Imagine how surprised Hitler and the Emporer would have been to know that all that was necessary to win a war was blowing up some temples and markets.

Here they thought they had to defeat armies, take and hold territory, be recognized in the international community as the sovereign power.

Nope, just get some guy, shoot him up with heroin and tell him to go blow himself up.

The Iraqis will have to be holding Independence Day parades with Bush as the featured speaker before the AP will admit Baghdad is not Dresden after the fire bombing.

chuck said...

MHA,

...probably just in time for a huge al Qaeda attack here.

I am going to go out on a limb with StY and make a prediction: the next hotspot is going to be along the Pakistani border with Afghanistan. It is a total guess on my part, but I suspect that al Qaeda may be withdrawing from Iraq and concentrating its forces there; it is one of the few al Qaeda friendly regions left in the world. As to Pakistan itself... we will have to wait and see.

And of course Iran is waiting in the wings, but I regard it as a separate force from al Qaeda. There may be some cooperation but in the long run they are competitors.

Charlie Martin said...

The Iraqis will have to be holding Independence Day parades with Bush as the featured speaker before the AP will admit Baghdad is not Dresden after the fire bombing.

Do you actually think that would be enough?

Guess we're not there yet.

I don't know, MHA. Look a little deeper into the stories. As Chuck notes,there's a significant, multiple-month downward trend in our casualties; as Terrye just noted, to make a "milestone" story about Iraq vs Viet Nam, the legacy press has to try to make a story out of 3 years of Iraq casualties beating a single month in Viet Nam. In the protest story, they note the protests, but even the Times has to note that they were much smaller than expected, and unfocused. And al Qaeda seems to be having morale problems....

Anonymous said...

Do not underestimate the power of boredom.

The media is bored with Iraq.

Some people say the Iraq war dragged Bush down and other people say it was the other way around, Bush dragged Iraq down.

I don't know if either is really true. But the media might be getting the idea that they have beat this dead horse for all it is worth.

And Katrina? Another dead horse.

Anonymous said...

peter:

Allawi was not happy when he lost his job as PM and now he wants that job back or he wants Interior Ministry. He is letting people know that when he was running the show things like civil war did not happen.

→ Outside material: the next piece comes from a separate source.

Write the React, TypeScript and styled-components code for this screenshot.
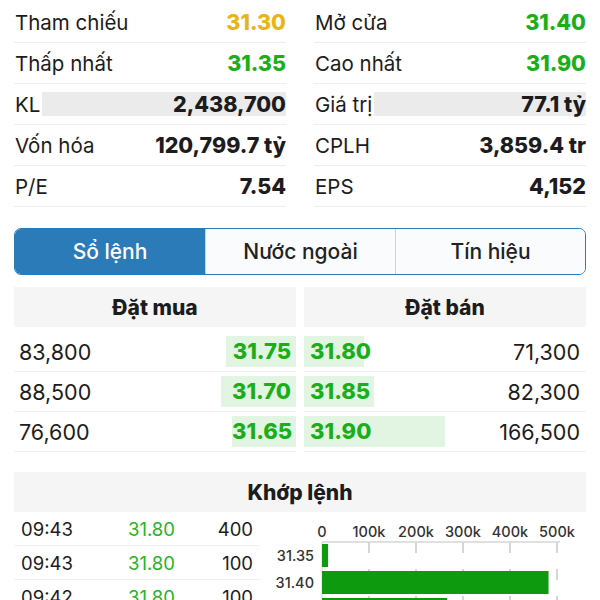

The truth is I doubt we will see full scale civil war. Perhaps it is a question of semantics but when I think of a civil war I think of Antietam.

This seems like good old fashioned sectarian strife of a fairly low level intensity. Most Iraqis are either victims or bystanders of the fighting, not participants.

I can remember when Allawi was running the show and they were getting ready for the first Iraqi election and he was here in the US at a press conference in the Rose Garden. He said then that most fighting was in four provinces, while the rest of Iraq was mostly peaceful. The same is true today.

gumshoe said...

"And Katrina? Another dead horse."

some interesting thoughts on
dead horses,Spike Lee & Katrina -

"fake but accurate"

here:

"Speaking Lies to the Powerless"
- One Comos blog

http://onecosmos.blogspot.com/2006/
03/speaking-lies-to-powerless.html

"
The execrable Spike Lee, speaker par excellence of lies to the powerless, has a new crockumentary coming out about hurricane Katrina. It includes the bombshell truth that it was the U.S. government that blew up the levees. "Here's the thing," says Spike, "Even today, a large part of the African-American community of New Orleans thinks that those levees were bombed. Now, whether that is true or not, that should not be discounted.... In the collective mind of African-Americans, it is not some science-fiction, hocus-pocus thing to say that the government is doing stuff," he continued. "Even if it didn't happen, you cannot discount it and dismiss it as 'Oh you people are crazy'."

Do you see the chain of illogic? Some blacks believe the levees were bombed; it doesn't matter whether or not it's true; in the "collective mind" of blacks it is true; belief in things that are untrue is neither science fiction nor hocus-pocus; it is an insult to suggest that people are crazy just because they believe their own delusions."

Anonymous said...

gumshoe:

I heard about that. Spike Lee is either insane or stupid.

I am getting so tired of having to take every idiot with a big name seriously.

gumshoe said...

"Spike Lee is either insane or stupid."

he's neither,
or perhaps,in fact he's both...

but Spike
plans to ride it to the bank.

the full article is worth a read.

apologies for the OT.

Anonymous said...

gumshoe:

Well George Clooney is proof is that you can be insane and stupid and still make money.